*AIM*
All of the data must be printed exactly; please include every line.

━━━━━ SOURCE DATA

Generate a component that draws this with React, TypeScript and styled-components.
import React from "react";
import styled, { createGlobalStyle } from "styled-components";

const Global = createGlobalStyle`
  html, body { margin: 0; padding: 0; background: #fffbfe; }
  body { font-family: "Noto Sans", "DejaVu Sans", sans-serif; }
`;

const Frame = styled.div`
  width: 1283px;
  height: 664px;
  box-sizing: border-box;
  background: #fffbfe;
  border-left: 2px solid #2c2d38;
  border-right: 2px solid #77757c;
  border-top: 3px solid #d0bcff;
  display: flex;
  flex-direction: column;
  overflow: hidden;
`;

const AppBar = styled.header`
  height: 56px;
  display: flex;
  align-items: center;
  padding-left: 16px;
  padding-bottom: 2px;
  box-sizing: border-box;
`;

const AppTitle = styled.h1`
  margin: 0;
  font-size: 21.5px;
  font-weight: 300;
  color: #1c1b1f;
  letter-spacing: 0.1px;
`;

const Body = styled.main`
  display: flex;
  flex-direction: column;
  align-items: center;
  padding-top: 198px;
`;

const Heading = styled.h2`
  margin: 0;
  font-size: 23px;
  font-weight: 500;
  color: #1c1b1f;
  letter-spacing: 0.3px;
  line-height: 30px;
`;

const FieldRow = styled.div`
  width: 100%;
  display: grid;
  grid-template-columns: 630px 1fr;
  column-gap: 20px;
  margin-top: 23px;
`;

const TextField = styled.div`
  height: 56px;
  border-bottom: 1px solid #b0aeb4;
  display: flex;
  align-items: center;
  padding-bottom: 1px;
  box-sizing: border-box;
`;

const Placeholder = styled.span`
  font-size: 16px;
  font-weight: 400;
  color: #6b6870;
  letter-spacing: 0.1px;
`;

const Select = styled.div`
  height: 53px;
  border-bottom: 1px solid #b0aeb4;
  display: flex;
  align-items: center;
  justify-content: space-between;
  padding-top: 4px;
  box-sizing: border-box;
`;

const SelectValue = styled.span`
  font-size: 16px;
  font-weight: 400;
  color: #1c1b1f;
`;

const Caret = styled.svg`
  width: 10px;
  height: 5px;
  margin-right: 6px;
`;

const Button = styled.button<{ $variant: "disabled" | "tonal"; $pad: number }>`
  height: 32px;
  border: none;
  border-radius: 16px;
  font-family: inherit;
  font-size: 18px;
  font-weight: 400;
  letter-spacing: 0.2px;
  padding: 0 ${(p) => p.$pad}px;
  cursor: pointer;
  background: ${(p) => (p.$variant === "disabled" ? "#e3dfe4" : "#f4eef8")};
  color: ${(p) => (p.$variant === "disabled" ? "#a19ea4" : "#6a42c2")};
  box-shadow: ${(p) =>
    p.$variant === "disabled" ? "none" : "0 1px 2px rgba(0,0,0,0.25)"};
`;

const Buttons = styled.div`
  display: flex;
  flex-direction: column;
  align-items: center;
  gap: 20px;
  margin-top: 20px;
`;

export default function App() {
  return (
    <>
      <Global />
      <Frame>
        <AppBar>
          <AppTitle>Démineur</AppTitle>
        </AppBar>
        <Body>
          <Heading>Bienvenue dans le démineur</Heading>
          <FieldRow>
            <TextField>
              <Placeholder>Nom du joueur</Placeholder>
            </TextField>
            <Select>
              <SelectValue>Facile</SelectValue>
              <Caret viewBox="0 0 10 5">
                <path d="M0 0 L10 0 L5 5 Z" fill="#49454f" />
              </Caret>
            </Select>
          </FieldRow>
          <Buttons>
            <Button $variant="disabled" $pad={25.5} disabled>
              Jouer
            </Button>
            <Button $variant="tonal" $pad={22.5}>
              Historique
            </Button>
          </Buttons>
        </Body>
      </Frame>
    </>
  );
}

━━━━━━━━━━

*PROBLEM SOLUTION*
Generate a component that draws this with React, TypeScript and styled-components.
import React from "react";
import styled, { createGlobalStyle } from "styled-components";

const Global = createGlobalStyle`
  html, body { margin: 0; padding: 0; background: #fffbfe; }
  body { font-family: "Noto Sans", "DejaVu Sans", sans-serif; }
`;

const Frame = styled.div`
  width: 1283px;
  height: 664px;
  box-sizing: border-box;
  background: #fffbfe;
  border-left: 2px solid #2c2d38;
  border-right: 2px solid #77757c;
  border-top: 3px solid #d0bcff;
  display: flex;
  flex-direction: column;
  overflow: hidden;
`;

const AppBar = styled.header`
  height: 56px;
  display: flex;
  align-items: center;
  padding-left: 16px;
  padding-bottom: 2px;
  box-sizing: border-box;
`;

const AppTitle = styled.h1`
  margin: 0;
  font-size: 21.5px;
  font-weight: 300;
  color: #1c1b1f;
  letter-spacing: 0.1px;
`;

const Body = styled.main`
  display: flex;
  flex-direction: column;
  align-items: center;
  padding-top: 198px;
`;

const Heading = styled.h2`
  margin: 0;
  font-size: 23px;
  font-weight: 500;
  color: #1c1b1f;
  letter-spacing: 0.3px;
  line-height: 30px;
`;

const FieldRow = styled.div`
  width: 100%;
  display: grid;
  grid-template-columns: 630px 1fr;
  column-gap: 20px;
  margin-top: 23px;
`;

const TextField = styled.div`
  height: 56px;
  border-bottom: 1px solid #b0aeb4;
  display: flex;
  align-items: center;
  padding-bottom: 1px;
  box-sizing: border-box;
`;

const Placeholder = styled.span`
  font-size: 16px;
  font-weight: 400;
  color: #6b6870;
  letter-spacing: 0.1px;
`;

const Select = styled.div`
  height: 53px;
  border-bottom: 1px solid #b0aeb4;
  display: flex;
  align-items: center;
  justify-content: space-between;
  padding-top: 4px;
  box-sizing: border-box;
`;

const SelectValue = styled.span`
  font-size: 16px;
  font-weight: 400;
  color: #1c1b1f;
`;

const Caret = styled.svg`
  width: 10px;
  height: 5px;
  margin-right: 6px;
`;

const Button = styled.button<{ $variant: "disabled" | "tonal"; $pad: number }>`
  height: 32px;
  border: none;
  border-radius: 16px;
  font-family: inherit;
  font-size: 18px;
  font-weight: 400;
  letter-spacing: 0.2px;
  padding: 0 ${(p) => p.$pad}px;
  cursor: pointer;
  background: ${(p) => (p.$variant === "disabled" ? "#e3dfe4" : "#f4eef8")};
  color: ${(p) => (p.$variant === "disabled" ? "#a19ea4" : "#6a42c2")};
  box-shadow: ${(p) =>
    p.$variant === "disabled" ? "none" : "0 1px 2px rgba(0,0,0,0.25)"};
`;

const Buttons = styled.div`
  display: flex;
  flex-direction: column;
  align-items: center;
  gap: 20px;
  margin-top: 20px;
`;

export default function App() {
  return (
    <>
      <Global />
      <Frame>
        <AppBar>
          <AppTitle>Démineur</AppTitle>
        </AppBar>
        <Body>
          <Heading>Bienvenue dans le démineur</Heading>
          <FieldRow>
            <TextField>
              <Placeholder>Nom du joueur</Placeholder>
            </TextField>
            <Select>
              <SelectValue>Facile</SelectValue>
              <Caret viewBox="0 0 10 5">
                <path d="M0 0 L10 0 L5 5 Z" fill="#49454f" />
              </Caret>
            </Select>
          </FieldRow>
          <Buttons>
            <Button $variant="disabled" $pad={25.5} disabled>
              Jouer
            </Button>
            <Button $variant="tonal" $pad={22.5}>
              Historique
            </Button>
          </Buttons>
        </Body>
      </Frame>
    </>
  );
}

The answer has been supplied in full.